[v1] reduce graph capture time for piecewise cudagraph (#10059)

Signed-off-by: youkaichao <youkaichao@gmail.com>
2024-11-05 18:19:50 -08:00 · 2024-11-05 18:19:50 -08:00 · c4cacbaa7f
commit c4cacbaa7f
parent 0c63c34f72
1 changed files with 25 additions and 11 deletions
--- a/vllm/compilation/backends.py
+++ b/vllm/compilation/backends.py
@ -1,7 +1,9 @@
 import copy
 import dataclasses
 import operator
+from contextlib import ExitStack
 from typing import Any, Callable, Dict, List, Optional, Set, Tuple, Union
+from unittest.mock import patch

 import torch
 import torch.fx as fx
@ -503,17 +505,29 @@ class PiecewiseBackend:
            entry.input_addresses = input_addresses
            cudagraph = torch.cuda.CUDAGraph()

-            # mind-exploding: carefully manage the reference and memory.
-            with torch.cuda.graph(cudagraph, pool=self.graph_pool):
-                # `output` is managed by pytorch's cudagraph pool
-                output = entry.runnable(*args)
-                if self.is_last_graph:
-                    # by converting it to weak ref,
-                    # the original `output` will immediately be released
-                    # to save memory.
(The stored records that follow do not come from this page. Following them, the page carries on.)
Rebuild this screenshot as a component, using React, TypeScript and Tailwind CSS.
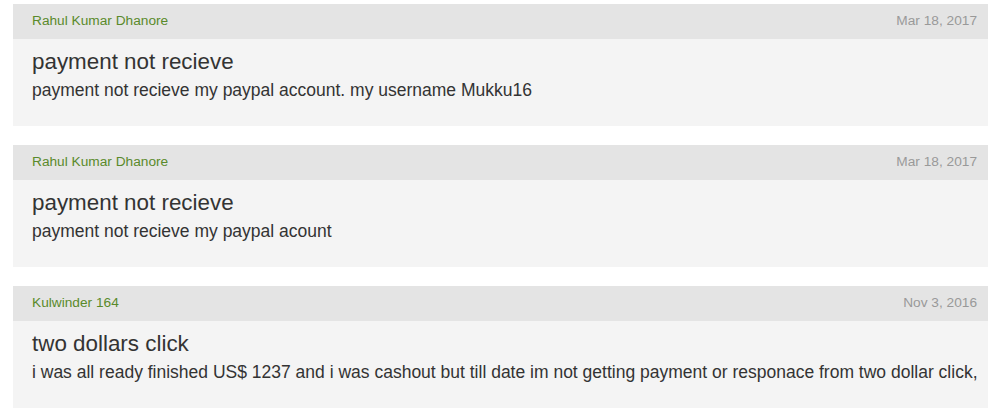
type Post = {
  id: number;
  author: string;
  date: string;
  title: string;
  body: string;
};

const posts: Post[] = [
  {
    id: 1,
    author: "Rahul Kumar Dhanore",
    date: "Mar 18, 2017",
    title: "payment not recieve",
    body: "payment not recieve my paypal account. my username Mukku16",
  },
  {
    id: 2,
    author: "Rahul Kumar Dhanore",
    date: "Mar 18, 2017",
    title: "payment not recieve",
    body: "payment not recieve my paypal acount",
  },
  {
    id: 3,
    author: "Kulwinder 164",
    date: "Nov 3, 2016",
    title: "two dollars click",
    body: "i was all ready finished US$ 1237 and i was cashout but till date im not getting payment or responace from two dollar click,",
  },
];

export default function App() {
  return (
    <div
      className="min-h-screen bg-white pt-[4px] pl-[13px] pr-[12px] flex flex-col gap-[19px]"
      style={{ fontFamily: '"Liberation Sans", Arial, sans-serif' }}
    >
      {posts.map(p => (
        <div key={p.id} className="flex flex-col">
          <div className="h-[35px] bg-[#e4e4e4] flex items-center justify-between pl-[19px] pr-[11px] text-[13.7px]">
            <span className="text-[#5a8a2b]">{p.author}</span>
            <span className="text-[#999999]">{p.date}</span>
          </div>
          <div className="h-[87px] bg-[#f4f4f4] pl-[19px] pt-[8px] text-[#333333]">
            <div className="text-[22.4px] leading-[29px]">{p.title}</div>
            <div className="text-[17.5px] leading-[29px] whitespace-nowrap">{p.body}</div>
          </div>
        </div>
      ))}
    </div>
  );
}
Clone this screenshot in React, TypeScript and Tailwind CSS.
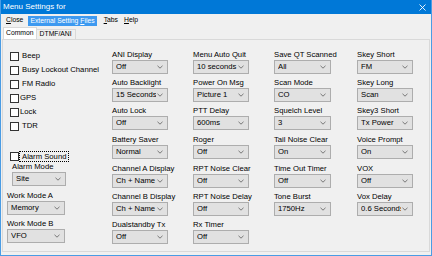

It is only safe to do this for
-                    # the last graph, because the output of the last graph
-                    # will not be used by any other cuda graph.
-                    output = weak_ref_tensors(output)
+            with ExitStack() as stack:
+                if not self.is_first_graph:
+                    # during every model forward, we will capture
+                    # many pieces of cudagraphs (roughly one per layer).
+                    # running gc again and again across layers will
+                    # make the cudagraph capture very slow.
+                    # therefore, we only run gc for the first graph,
+                    # and disable gc for the rest of the graphs.
+                    stack.enter_context(patch("gc.collect", lambda: None))
+                    stack.enter_context(
+                        patch("torch.cuda.empty_cache", lambda: None))
+
+                # mind-exploding: carefully manage the reference and memory.
+                with torch.cuda.graph(cudagraph, pool=self.graph_pool):
+                    # `output` is managed by pytorch's cudagraph pool
+                    output = entry.runnable(*args)
+                    if self.is_last_graph:
+                        # by converting it to weak ref,
+                        # the original `output` will immediately be released
+                        # to save memory. It is only safe to do this for
+                        # the last graph, because the output of the last graph
+                        # will not be used by any other cuda graph.
+                        output = weak_ref_tensors(output)

            # here we always use weak ref for the output
            # to save memory